Lists of the emotions which correspond to the instincts and fundamental impulses of man have been drawn up.  In them we find mentioned fear, disgust, wonder, anger, elation, tender feeling, and so forth; phenomena which, by earlier writers, were classified as “passions,” and to which we may conveniently give the name “feeling.”  We constantly speak of our emotions as our “feelings,” and we contrast the man of feeling with the coldly intellectual mind in which emotion is at a minimum.

But it is not alone to such specific emotions as those above-mentioned that we apply the term feeling.  Thoughts are agreeable or disagreeable, pleasurable or painful.  So are emotions.  The agreeableness or disagreeableness, pleasantness or painfulness, which are the accompaniments of thoughts and emotions, have been called by modern psychologists their feeling-tone.  It is not out of harmony with common usage to give them the name of feelings.  In so doing we contrast them with knowledge and assimilate them to emotion.

Whether every sensation and every thought gives rise to an emotion of some sort is matter for dispute, as is also the question whether every sensation, thought and emotion is tinged with some degree of pleasurable or painful feeling.  In the absence of conclusive evidence, it is open to us to assume that some feeling is always present where there is mental activity of any kind.  The feeling may be so faint and evanescent as to escape detection, but this does not prove that it is absent.

50.  FEELING AND ACTION.—­Emotions and feelings of pleasure and pain are the normal accompaniments of the exercise of the instincts and impulses of creatures that desire and will.  Within limits, we appear to be able to take them as an index of the strength of the desire and the vigor of the effort at attainment.

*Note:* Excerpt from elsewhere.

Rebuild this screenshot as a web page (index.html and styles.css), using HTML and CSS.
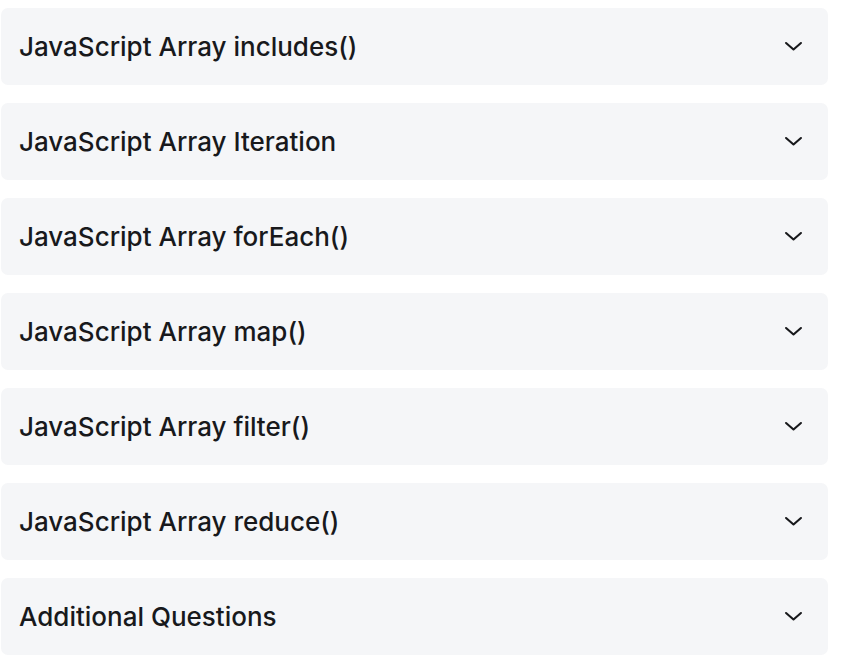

An act of cruelty is perpetrated.  I see it, and it leaves me, perhaps, cold and unmoved.  In such case, it is hardly expected of me that I should take energetic measures to have the evil-doer punished.  The man whose face flushes, whose brows descend, whose teeth come together, whose fists clench, whose heart beats thickly, at the recognition of an insult, is, as a rule, the man from whom we look for vigorous efforts at retaliation.  The apathetic creature who feels no resentment is usually expected to swallow the indignity.  The child who jumps for joy at the sight of a new doll is supposed to desire it eagerly, and to be ready to make efforts to obtain it.